My wife has been watching the TV Globo news-apparently, inflation is taking off. Rice is up 12%, beans, 7%, sugar-about 5%.
Is Brazil headed for hyperinflation (similar to 19 years ago)?
Well, I’m no economist. Inflation is a consistent, recurring problem in Brazil. Combating, minimising, or avoiding inflation is the #1 priority of government economists and the central bank. In recent years the government has been able to stay very close to the inflation target of IIRC 4.5% +/-2% - the global financial crisis didn’t help, of course, but they haven’t tended to be far off. While the numbers you posted may indicate that inflation is increasing (we’ll have to see over a longer term - there’s also the possibility of the government manipulating the other prices in the cesta básica, the group of goods used to benchmark inflation numbers), I don’t think hyperinflation is even a possibility in the near future.
That said, I’m worried about a few systemic… weaknesses, shall we say. Let’s leave aside bureaucratic issues for a minute and look at things one can put numbers to. Brazil, as of November last year but I think still today, had/has the highest effective interest rate in the world, so the cost of getting a bank loan is prohibitive. Prices for manufactured goods (with exceptions like textiles) produced in Brazil are exorbitant: for example, the stereotypical cheap&cheerful family car here is the VW Gol, a VW car designed and built in Brazil. For the price of a Gol in Brazil, you could buy two Gols in Mexico (remember, Gols are built here - so they’re half price even after shipping to Mexico, import duties and taxes, etc.). For the price of a Gol in Brazil you could allegedly buy a Camaro in the US - which in turn costs the same as 4 Gols in Brazil. Import tariffs on foreign cars are so high that they must be intended as an attempted import ban - yet even so cars imported from China with the same (lousy) quality and performance as a Gol still manage to be cheaper! Another example - buy an iPhone 4S on the Brazilian Apple store and you’ll pay R$1,999. An unlocked iPhone 4S on the US Apple store is US$549, or R$1,111. Aren’t they made in China either way? I don’t have a good explanation for why normal goods, especially electronics, have to be so expensive. A lot of them are produced here so shouldn’t face the import tax troubles, all the electronics on the market are behind on the technology curve, and a lot of goods simply aren’t available. (Incidentally, IME Brazilian-made electronics are more expensive than second-rate Chinese knockoffs, and of worse quality.) The demand for electronics is huge, though. I’m guessing the high prices are a combination of a small number of legitimate sellers with bureaucratic obstacles to generating more competition (so, in effect, virtually a cartel), finite supply (lousy infrastructure is an obstacle to boosting supply even of domestic goods - and don’t even mention the ports for shipping in imports), and a consequent ability to put profits as high as one’s degree of shamelessness will let them.

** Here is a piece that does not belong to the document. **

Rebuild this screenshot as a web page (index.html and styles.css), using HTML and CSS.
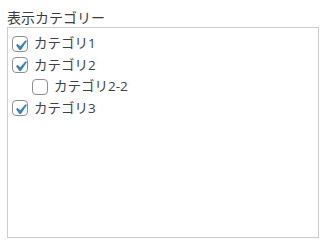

Well. I do know one definite contributing factor to inflation here. The proportion of legal employment (as in jobs that are registered with the national pension system, are in accordance with labour law, and are taxed) has risen considerably and consistently; the minimum wage has risen considerably over the past decade; and it seems like every damn day some union is on strike for far-above-inflation pay raises. (I’m in favour of unions in principle. However, here, labour law requires that one day’s work per year of every worker is paid to their assigned union whether they want to or not, so the unions tend to be unrepresentative and are likely corrupt, every single one of them) These strikes are almost always successful, at least on the majority of their demands, and can take many months. (My work permit was delayed because of a 10-month strike at the Ministry of Labour) So, with everyone’s salary going up in the end, inflation is inevitable.
Maybe the rest of above-average price increases on foodstuffs is just from a bad planting season? I don’t know.